Ich spürte, wie etwas auf meinen Haaren tropfte und war mir bewusst, dass es sich um Salzwasser handelte. Eine bleierne Hand legte sich um meinen Hals. Wieso hatte ich ihm, der Liebe meines Lebens so viel Schmerz zugefügt? Genau deswegen: aus Liebe. Ich wollte ihm ein Leben im Haß der Gesellschaft ersparen.
„Es tut mir leid, Roy", fing ich leise zum weinen an. Ohne Erfolg, versuchte ich die Tränen aufzuhalten, die über meine Wangen liefen.
„Schh, schh, jetzt wein doch nicht, bitte", bat er leise und wiegte mich leicht hin und her. „Ist ja schon gut."
Nachdem ich mich beruhigt hatte, sprach ergriff er wieder das Wort. „Und als ich das von deinem Bruder erfuhr, habe ich alles meinen Eltern gebeichtet."
Und ein Schauer des Schams raste durch meinen Körper.
„Anfangs haben sie nicht gerade positiv reagiert." Er gab ein trauriges Lachen von sich. „Aber später haben sie mich in meinem Vorhaben, dich zu suchen, bestärkt und so bin ich aufgebrochen."
Ich ließ seine Worte auf mich wirken. Seine Eltern hatten sogar gewollt, dass er mir in dieser Sache beisteht. Whoa, das tat von Herzen gut!
„Mit einem Foto von dir, bin ich umher gereist, mal hier, mal da gefragt, ob jemand dich gesehen hätte und als ich in der Bus Station eine Juwelen Kassiererin traf, die mir ein paar Informationen liefern konnte, war ich natürlich noch fester entschlossen, das durchzuziehen."
Juwelen? Etwa die Unfreundliche, die mir den Ring verkauft hatte?
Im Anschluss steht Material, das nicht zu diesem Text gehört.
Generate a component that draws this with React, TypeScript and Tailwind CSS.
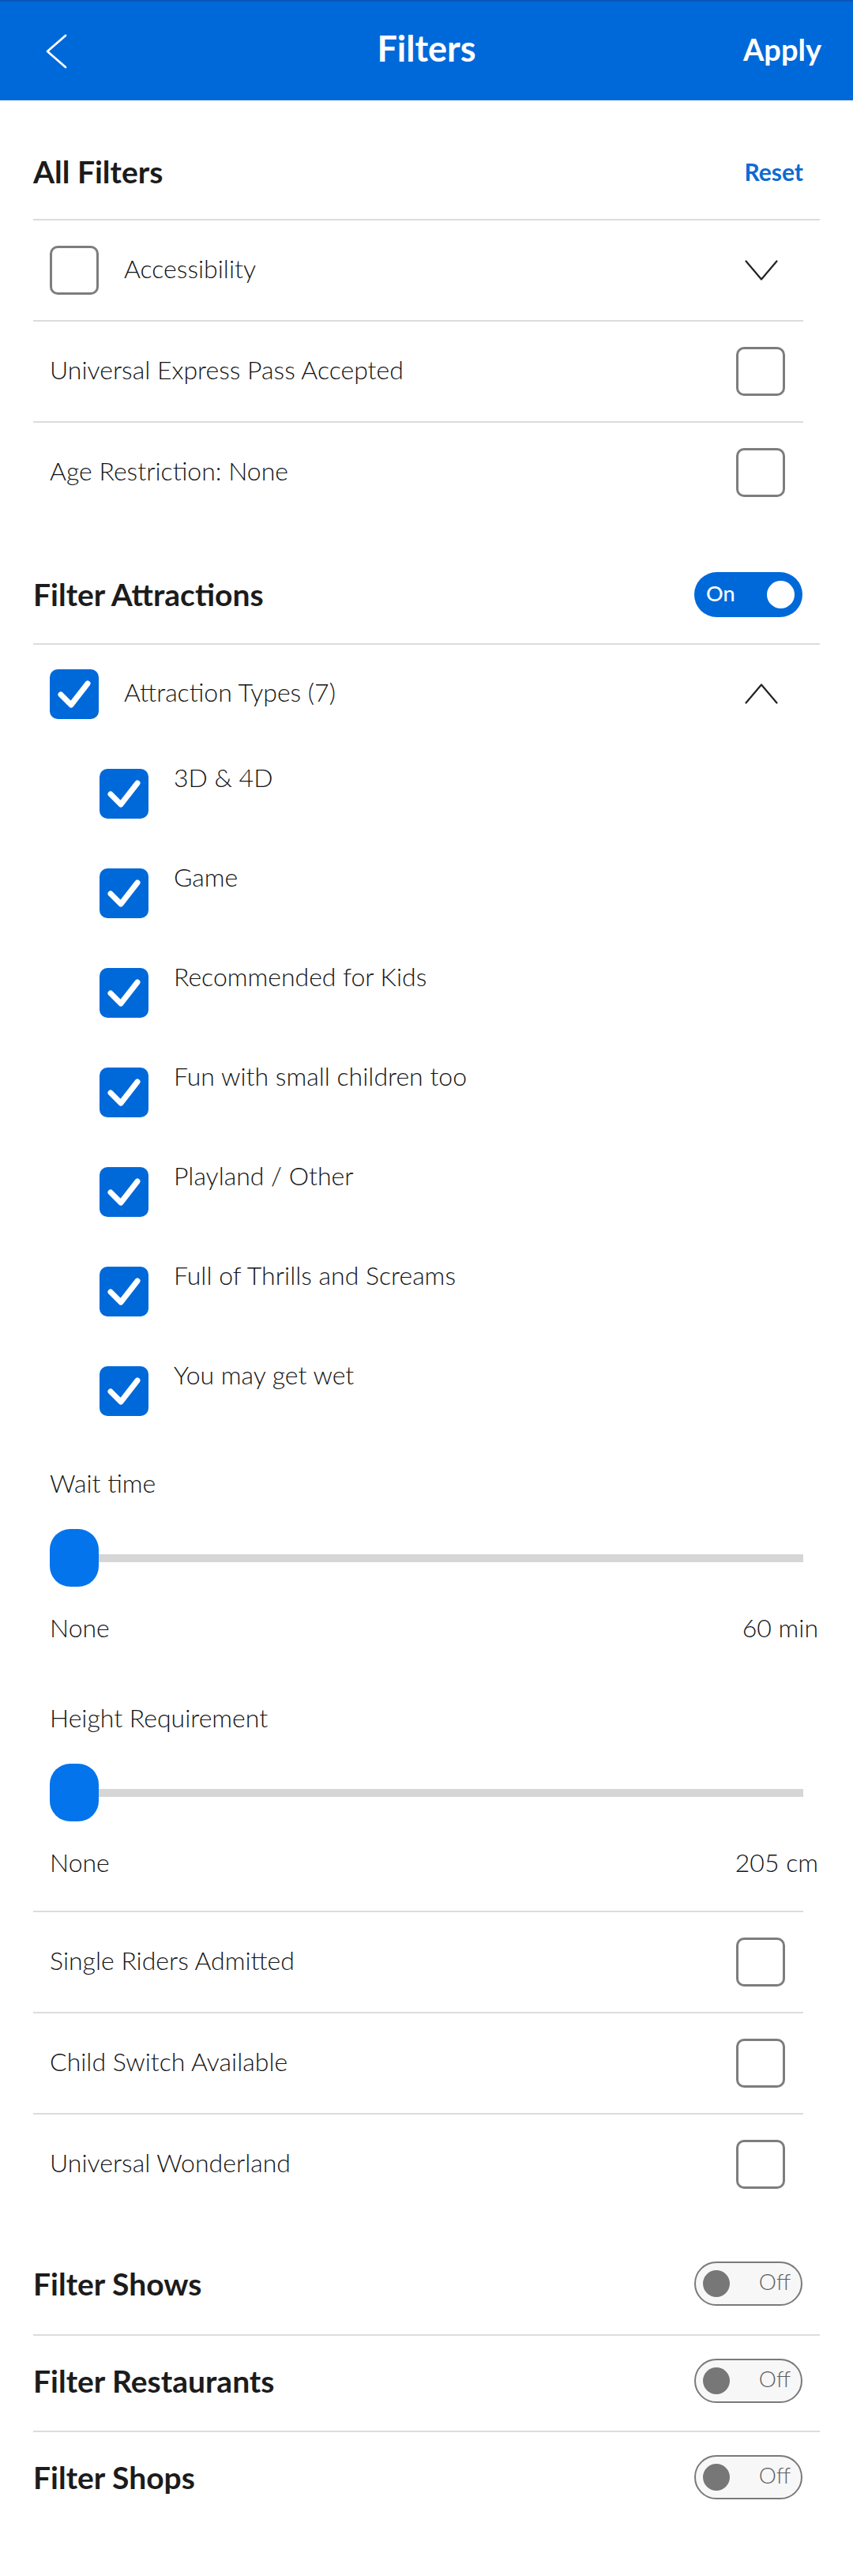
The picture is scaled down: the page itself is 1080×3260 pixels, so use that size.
import React from "react";

const BLUE = "bg-[#0069d9]";

function Divider({ short }: { short?: boolean }) {
  return <div className={short ? "ml-[42px] mr-[63px] h-[2px] bg-[#dcdcdc]" : "mx-[42px] h-[2px] bg-[#dcdcdc]"} />;
}

function EmptyBox() {
  return <div className="w-[62px] h-[62px] shrink-0 rounded-[10px] border-[3px] border-[#7d7d7d] bg-white" />;
}

function CheckedBox() {
  return (
    <div className={`w-[62px] h-[63px] shrink-0 rounded-[10px] ${BLUE} flex items-center justify-center`}>
      <svg width="62" height="63" viewBox="0 0 62 63">
        <path d="M14 32 L27 45 L48 18" stroke="white" strokeWidth="7" fill="none" strokeLinecap="round" strokeLinejoin="round" />
      </svg>
    </div>
  );
}

function ChevronDown({ up }: { up?: boolean }) {
  return (
    <svg width="42" height="26" viewBox="0 0 42 26" className="shrink-0">
      <path d={up ? "M1.5 24.5 L21 1.5 L40.5 24.5" : "M1.5 1.5 L21 24.5 L40.5 1.5"} stroke="#222" strokeWidth="2.2" fill="none" strokeLinecap="round" strokeLinejoin="round" />
    </svg>
  );
}

function ToggleOn() {
  return (
    <div className={`w-[137px] h-[57px] shrink-0 rounded-full ${BLUE} flex items-center justify-between pl-[15px] pr-[10px]`}>
      <span className="text-white text-[27px] font-medium leading-none -mt-[3px]">On</span>
      <div className="w-[35px] h-[35px] rounded-full bg-white" />
    </div>
  );
}

function ToggleOff() {
  return (
    <div className="w-[137px] h-[56px] shrink-0 rounded-full border-2 border-[#7a7a7a] bg-[#f7f7f7] flex items-center justify-between pl-[9px] pr-[13px]">
      <div className="w-[34px] h-[34px] rounded-full bg-[#777777]" />
      <span className="text-[#5e5e5e] text-[28px] font-light leading-none -mt-[6px]">Off</span>
    </div>
  );
}

function RightCheckRow({ label }: { label: string }) {
  return (
    <div className="ml-[42px] mr-[63px] h-[126px] pl-[21px] pr-[23px] flex items-center justify-between">
      <span className="text-[32px] font-light leading-[36px] -mt-[4px]">{label}</span>
      <EmptyBox />
    </div>
  );
}

function SectionTitle({ children }: { children: React.ReactNode }) {
  return <h2 className="text-[39px] font-bold leading-[46px] text-[#1c1c1c]">{children}</h2>;
}

function Slider({ label, max }: { label: string; max: string }) {
  return (
    <div>
      <div className="ml-[63px] text-[32px] font-light leading-[36px]">{label}</div>
      <div className="relative ml-[63px] mr-[63px] h-[73px] mt-[40px] flex items-center">
        <div className="w-full h-[10px] bg-[#d6d6d6]" />
        <div className="absolute left-0 top-0 w-[62px] h-[73px] rounded-[26px] bg-[#0474ec]" />
      </div>
      <div className="ml-[63px] mr-[44px] mt-[34px] flex justify-between text-[32px] font-light leading-[36px]">
        <span>None</span>
        <span>{max}</span>
      </div>
    </div>
  );
}

const TYPES = [
  "3D & 4D",
  "Game",
  "Recommended for Kids",
  "Fun with small children too",
  "Playland / Other",
  "Full of Thrills and Screams",
  "You may get wet",
];

export default function App() {
  return (
    <div className="min-h-[3260px] bg-white font-['Lato',sans-serif] text-[#141414]">
      <header className={`h-[127px] ${BLUE} border-t-2 border-[#0a55b5] grid grid-cols-[1fr_auto_1fr] items-center`}>
        <div className="pl-[57px] flex items-center">
          <svg width="28" height="44" viewBox="0 0 28 44">
            <path d="M26 2 L3 22 L26 42" stroke="white" strokeWidth="2.8" fill="none" strokeLinecap="round" strokeLinejoin="round" />
          </svg>
        </div>
        <h1 className="text-white text-[45px] font-bold leading-none -mt-[6px]">Filters</h1>
        <div className="justify-self-end pr-[40px] text-white text-[38px] font-bold leading-none -mt-[6px]">Apply</div>
      </header>

      <div className="mx-[42px] h-[150px] pt-[30px] pr-[21px] flex items-center justify-between">
        <SectionTitle>All Filters</SectionTitle>
        <span className="text-[30px] font-bold text-[#0b6bd2]">Reset</span>
      </div>
      <Divider />
      <div className="ml-[42px] mr-[63px] h-[126px] pl-[21px] pr-[32px] flex items-center">
        <EmptyBox />
        <span className="ml-[32px] -mt-[4px] flex-1 text-[32px] font-light leading-[36px]">Accessibility</span>
        <ChevronDown />
      </div>
      <Divider short />
      <RightCheckRow label="Universal Express Pass Accepted" />
      <Divider short />
      <RightCheckRow label="Age Restriction: None" />

      <div className="mx-[42px] h-[153px] pt-[29px] pr-[22px] flex items-center justify-between">
        <SectionTitle>Filter Attractions</SectionTitle>
        <ToggleOn />
      </div>
      <Divider />
      <div className="ml-[42px] mr-[63px] h-[124px] pl-[21px] pr-[32px] flex items-center">
        <CheckedBox />
        <span className="ml-[32px] -mt-[4px] flex-1 text-[32px] font-light leading-[36px]">Attraction Types (7)</span>
        <ChevronDown up />
      </div>
      <div className="pl-[126px] pt-[33px] flex flex-col gap-[63px]">
        {TYPES.map((t) => (
          <div key={t} className="flex items-start">
            <CheckedBox />
            <span className="ml-[32px] -mt-[7px] text-[32px] font-light leading-[36px]">{t}</span>
          </div>
        ))}
      </div>

      <div className="mt-[67px]">
        <Slider label="Wait time" max="60 min" />
      </div>
      <div className="mt-[78px]">
        <Slider label="Height Requirement" max="205 cm" />
      </div>

      <div className="mt-[43px]">
        <Divider short />
      </div>
      <RightCheckRow label="Single Riders Admitted" />
      <Divider short />
      <RightCheckRow label="Child Switch Available" />
      <Divider short />
      <RightCheckRow label="Universal Wonderland" />

      <div className="mx-[42px] h-[152px] pt-[24px] pr-[22px] flex items-center justify-between">
        <SectionTitle>Filter Shows</SectionTitle>
        <ToggleOff />
      </div>
      <Divider />
      <div className="mx-[42px] h-[120px] pb-[6px] pr-[22px] flex items-center justify-between">
        <SectionTitle>Filter Restaurants</SectionTitle>
        <ToggleOff />
      </div>
      <Divider />
      <div className="mx-[42px] h-[120px] pb-[6px] pr-[22px] flex items-center justify-between">
        <SectionTitle>Filter Shops</SectionTitle>
        <ToggleOff />
      </div>
    </div>
  );
}
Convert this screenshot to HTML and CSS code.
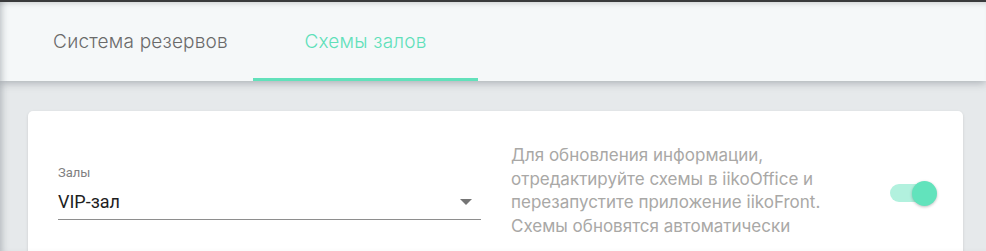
FILE: index.html
```html
<!DOCTYPE html>
<html lang="ru">
<head>
<meta charset="utf-8">
<title>Схемы залов</title>
<link rel="stylesheet" href="styles.css">
</head>
<body>
<div class="page">
  <header class="header">
    <nav class="tabs">
      <div class="tab">Система резервов</div>
      <div class="tab tab-active">Схемы залов</div>
    </nav>
  </header>
  <main class="main">
    <section class="card">
      <div class="field">
        <div class="field-label">Залы</div>
        <div class="field-control">
          <span class="field-value">VIP-зал</span>
          <span class="field-arrow"></span>
        </div>
      </div>
      <p class="hint">Для обновления информации,<br>отредактируйте схемы в iikoOffice и<br>перезапустите приложение iikoFront.<br>Схемы обновятся автоматически</p>
      <div class="toggle">
        <span class="toggle-track"></span>
        <span class="toggle-thumb"></span>
      </div>
    </section>
  </main>
  <div class="frame-shade"></div>
</div>
</body>
</html>
```

FILE: styles.css
```css
* { box-sizing: border-box; }
html, body { margin: 0; padding: 0; }
body {
  background: #e6e9eb;
  font-family: Inter, "Noto Sans", sans-serif;
  width: 986px;
  height: 251px;
  overflow: hidden;
}
.page {
  position: relative;
  height: 251px;
  overflow: hidden;
  border-top: 2px solid #3a3b3c;
}
.header {
  position: relative;
  z-index: 2;
  height: 79px;
  background: #f5f8f9;
  box-shadow: 0 2px 8px rgba(60, 70, 80, 0.35), inset 0 5px 5px -3px rgba(0, 0, 0, 0.12);
  padding-left: 28px;
  display: flex;
  align-items: stretch;
}
.tabs {
  display: flex;
}
.tab {
  width: 225px;
  display: flex;
  align-items: center;
  justify-content: center;
  font-size: 19px;
  font-weight: 350;
  color: #6a6a6a;
  letter-spacing: 0.2px;
  padding-top: 3px;
  border-bottom: 3px solid transparent;
}
.tab-active {
  color: #5fe0b9;
  border-bottom-color: #62e1bb;
}
.main {
  padding: 30px 23px 0 28px;
}
.card {
  background: #ffffff;
  border-radius: 5px;
  box-shadow: 0 1px 3px rgba(0, 0, 0, 0.12);
  height: 150px;
  padding: 33px 26px 0 30px;
  display: flex;
  align-items: flex-start;
}
.field {
  width: 423px;
  margin-top: 21px;
  font-family: Roboto, "Liberation Sans", sans-serif;
}
.field-label {
  font-size: 13px;
  color: #808080;
  line-height: 15px;
  margin-bottom: 9px;
}
.field-control {
  display: flex;
  align-items: center;
  justify-content: space-between;
  height: 31px;
  padding-bottom: 5px;
  border-bottom: 1px solid #8e8e8e;
}
.field-value {
  font-size: 18px;
  color: #1e1e1e;
}
.field-arrow {
  width: 0;
  height: 0;
  border-left: 6px solid transparent;
  border-right: 6px solid transparent;
  border-top: 6px solid #757575;
  margin-right: 9px;
}
.hint {
  margin: 0 0 0 30px;
  font-size: 17px;
  line-height: 23.7px;
  color: #a9a8a6;
  flex: 1;
}
.toggle {
  position: relative;
  width: 47px;
  height: 25px;
  margin-top: 37px;
}
.toggle-track {
  position: absolute;
  left: 0;
  top: 3px;
  width: 40px;
  height: 18px;
  border-radius: 9px;
  background: #b2f1de;
}
.toggle-thumb {
  position: absolute;
  right: 0;
  top: 0;
  width: 25px;
  height: 25px;
  border-radius: 50%;
  background: #62e3bc;
  box-shadow: 0 1px 3px rgba(0, 0, 0, 0.25);
}
.frame-shade {
  position: absolute;
  inset: 0;
  z-index: 3;
  pointer-events: none;
  box-shadow: inset 7px 0 7px -5px rgba(60, 70, 80, 0.3);
}
```
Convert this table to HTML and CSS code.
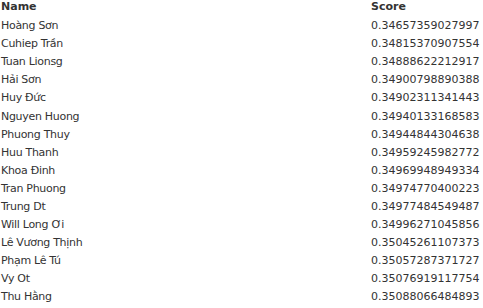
FILE: index.html
```html
<!DOCTYPE html>
<html>
<head>
<meta charset="utf-8">
<link rel="stylesheet" href="styles.css">
</head>
<body>
<table class="scores">
<thead><tr><th class="name">Name</th><th class="score">Score</th></tr></thead>
<tbody>
<tr><td class="name">Hoàng Sơn</td><td class="score">0.34657359027997</td></tr>
<tr><td class="name">Cuhiep Trần</td><td class="score">0.34815370907554</td></tr>
<tr><td class="name">Tuan Lionsg</td><td class="score">0.34888622212917</td></tr>
<tr><td class="name">Hải Sơn</td><td class="score">0.34900798890388</td></tr>
<tr><td class="name">Huy Đức</td><td class="score">0.34902311341443</td></tr>
<tr><td class="name">Nguyen Huong</td><td class="score">0.34940133168583</td></tr>
<tr><td class="name">Phuong Thuy</td><td class="score">0.34944844304638</td></tr>
<tr><td class="name">Huu Thanh</td><td class="score">0.34959245982772</td></tr>
<tr><td class="name">Khoa Đinh</td><td class="score">0.34969948949334</td></tr>
<tr><td class="name">Tran Phuong</td><td class="score">0.34974770400223</td></tr>
<tr><td class="name">Trung Dt</td><td class="score">0.34977484549487</td></tr>
<tr><td class="name">Will Long Ơi</td><td class="score">0.34996271045856</td></tr>
<tr><td class="name">Lê Vương Thịnh</td><td class="score">0.35045261107373</td></tr>
<tr><td class="name">Phạm Lê Tú</td><td class="score">0.35057287371727</td></tr>
<tr><td class="name">Vy Ot</td><td class="score">0.35076919117754</td></tr>
<tr><td class="name">Thu Hằng</td><td class="score">0.35088066484893</td></tr>
</tbody>
</table>
</body>
</html>
```
FILE: styles.css
```css
html, body {
  margin: 0;
  padding: 0;
  background: #fff;
}
body {
  font-family: "DejaVu Sans", Verdana, sans-serif;
  font-size: 11px;
  color: #333;
}
.scores {
  border-collapse: collapse;
  width: 483px;
  margin-top: -2px;
}
.scores th, .scores td {
  text-align: left;
  padding: 0 0 0 1px;
  height: 18px;
  line-height: 18px;
  white-space: nowrap;
}
.scores td {
  height: 18.1px;
}
.scores th {
  font-weight: bold;
  height: 18px;
  padding-bottom: 1px;
}
.scores .name {
  width: 369px;
  letter-spacing: -0.3px;
}
.scores th.name {
  letter-spacing: 0;
}
```
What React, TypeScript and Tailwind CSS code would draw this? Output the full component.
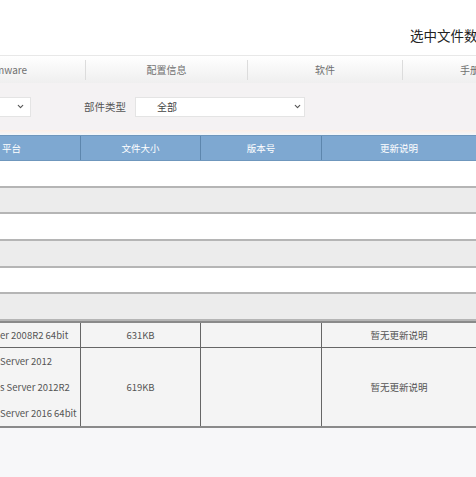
import { ChevronDown } from "lucide-react";

const TABS = [
  { label: "Firmware", width: "w-[160px] -ml-[75px]" },
  { label: "配置信息", width: "w-[161px]" },
  { label: "软件", width: "w-[154px]" },
  { label: "手册", width: "w-[134px]" },
];

const EMPTY_ROWS = ["bg-white", "bg-[#ececec]", "bg-white", "bg-[#ececec]", "bg-white", "bg-[#ececec]"];

function Select({ value, className }: { value: string; className: string }) {
  return (
    <div
      className={`flex h-[20px] items-center justify-between border border-[#e4e4e4] bg-white text-[10px] text-[#444] ${className}`}
    >
      <span>{value}</span>
      <ChevronDown className="h-[9px] w-[9px] text-[#555]" strokeWidth={3} />
    </div>
  );
}

export default function App() {
  return (
    <div className="h-[477px] w-[476px] overflow-hidden bg-[#f7f7f9] font-['Noto_Sans_CJK_SC',sans-serif]">
      {/* top bar */}
      <div className="flex h-[55px] items-end bg-white pb-[10px] pl-[410px] text-[13.5px] whitespace-nowrap text-[#222]">
        选中文件数
      </div>

      {/* tabs */}
      <div className="flex h-[28px] items-center border-t border-[#e8e8e8] bg-gradient-to-b from-white to-[#efefef] text-[10px] whitespace-nowrap text-[#707070]">
        {TABS.map((tab, i) => (
          <div key={tab.label} className="flex h-full shrink-0 items-center">
            {i > 0 && <span className="h-[20px] w-px bg-[#dcdcdc]" />}
            <span className={`flex shrink-0 justify-center ${tab.width}`}>{tab.label}</span>
          </div>
        ))}
      </div>

      {/* filters */}
      <div className="flex h-[47px] items-center bg-[#f4f2f3] text-[10.5px] text-[#555]">
        <Select value="" className="w-[32px] -ml-px pr-[5px]" />
        <span className="ml-[53px] mr-[9px]">部件类型</span>
        <Select value="全部" className="w-[170px] pl-[21px] pr-[2px]" />
      </div>
      <div className="h-[5px] bg-gradient-to-b from-[#fbefe7] to-[#f3f7fb]" />

      {/* table header */}
      <div className="grid h-[26px] grid-cols-[81px_120px_121px_1fr] border-y border-[#6f97bd] bg-[#7ea8d1] text-[9.5px] text-white">
        <div className="flex items-center border-r border-[#5d86ad] pl-[2px]">平台</div>
        <div className="flex items-center justify-center border-r border-[#5d86ad]">文件大小</div>
        <div className="flex items-center justify-center border-r border-[#5d86ad]">版本号</div>
        <div className="flex items-center justify-center">更新说明</div>
      </div>

      {/* empty group rows */}
      {EMPTY_ROWS.map((bg, i) => (
        <div key={i} className={`h-[26.7px] border-b-2 border-[#b5b5b5] ${bg}`} />
      ))}

      {/* data rows */}
      <div className="grid grid-cols-[81px_120px_121px_1fr] border-y-2 border-[#8a8a8a] bg-[#f4f4f4] text-[9.5px] whitespace-nowrap text-[#555]">
        <div className="flex h-[25px] items-center overflow-hidden border-r border-b border-[#666]">
          er 2008R2 64bit
        </div>
        <div className="flex items-center justify-center border-r border-b border-[#666]">631KB</div>
        <div className="border-r border-b border-[#666]" />
        <div className="flex items-center justify-center border-b border-[#666]">暂无更新说明</div>

        <div className="flex flex-col overflow-hidden border-r border-[#666] leading-[26px]">
          <span>Server 2012</span>
          <span>s Server 2012R2</span>
          <span>Server 2016 64bit</span>
        </div>
        <div className="flex items-center justify-center border-r border-[#666]">619KB</div>
        <div className="border-r border-[#666]" />
        <div className="flex items-center justify-center">暂无更新说明</div>
      </div>
    </div>
  );
}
Ich konnte mir schwer vorstellen, dass sie auf einmal plötzlich jemandem helfen wollte, aber gut, wenn Roy das sagte, würde es auch stimmen.
Ich nickte, als Bestätigung, dass ich ihm glaubte. Denn er wirkte plötzlich nervös und bewegte sich unruhig hinter mir. Um ihm das Gefühl zu geben, dass ich immer noch zuhörte und seinen Worten Glauben schenkte, drückte ich leicht seine Hand, die immer noch auf meinem Bauch ruhte.
„Dann kam ich zum Supermarkt hier”, fuhr er fort, ”und erfuhr von einer Gruppe Teenager, dass du, äh, dass jemand gestern geheiratet hätte."
Aha. So war das also. Kein Wunder, dass er dann so verwirrt, wütend und verletzt bei mir aufgetaucht war, nach alldem, was er auf sich genommen hatte.
„Die müssen mich mit der Braut verwechselt haben", sagte ich leise und versuchte Roy's Gefühle nachzuempfinden, die er in dem Moment gehabt haben musste. Erst Schock und Unglauben, aber dann Trauer und Wut. Aber gut, dass wir jetzt alles in Ruhe hatten klären können.
”Ja, wahrscheinlich”, stimmte er mir zu. „Naja”, fuhr er rasch fort und machte Anstalten, aufzustehen. „Wir Haben schon genug Zeit verloren, Leah. Lasst uns jetzt für die Zukunft planen. Unsere Zukunft.” Er lächelte mich warm an.
Mein Herz schwoll an vor Stolz und Zuneigung. „Nichts lieber als das!”